Is capital punishment (Qisas) obligatory upon a competent adult for a joint intentional killing committed with an incompetent person (a minor or insane individual)?

General Chapter

Al-Mughni

Book of Wounds

Book 47 · Issue 2 · Bab 1

Open in Qurani

Primary text

The soundest position in the school is that Qisas is not incumbent upon the competent partner. This view is held by Al-Hasan, Al-Awza'i, Ishaq, Abu Hanifa and his companions, and it is one of the two opinions of Al-Shafi'i. This is based on the principle that the intentional act of a minor or an insane person is treated as a mistake (*khata'*) in its ruling, thus removing Qisas liability, similar to the rule concerning the father's liability.
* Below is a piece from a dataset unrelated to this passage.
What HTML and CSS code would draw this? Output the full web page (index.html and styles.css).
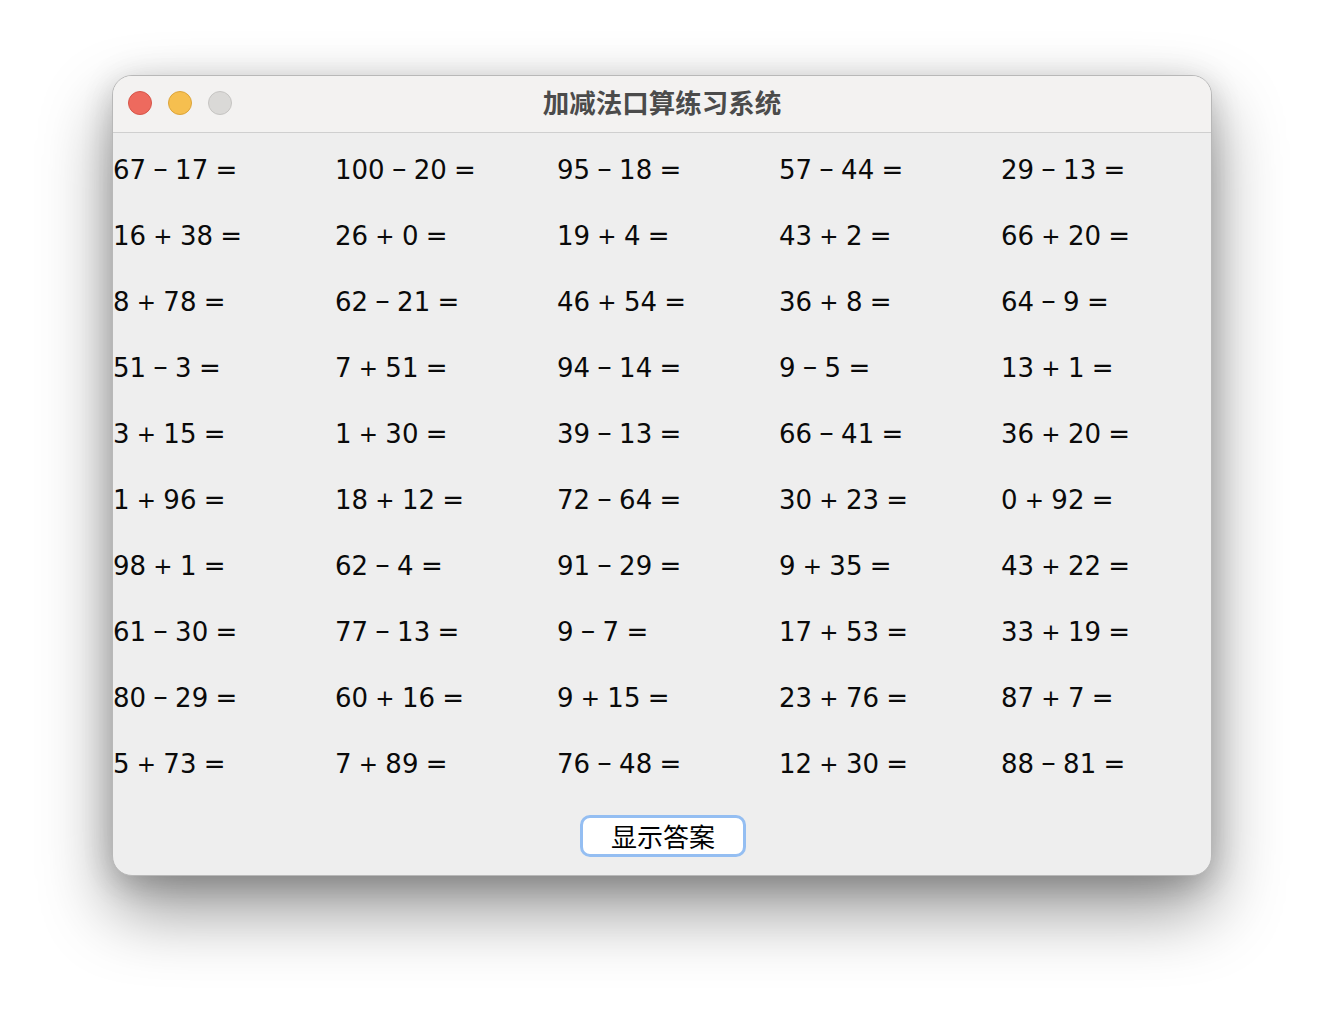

Since the competent person only partnered with one who bears no sin for his act, Qisas is not required from the competent partner, akin to partnering with someone whose act was a mistake.

Supporting text

An alternative view, narrated from Ahmad, Malik, Al-Shafi'i's second opinion, Qatada, Al-Zuhri, and Hammad, holds that Qisas is obligatory upon the competent, sane adult. This is because Qisas is a retribution for the act itself; if the act was intentional and aggressive, Qisas is due based on that act alone, without regard to the partner's act, similar to a partner of a non-relative foreigner. Furthermore, minors and the insane possess an intent that does not fully qualify as valid intent because their confessions are not valid, hence their action resembles a mistake.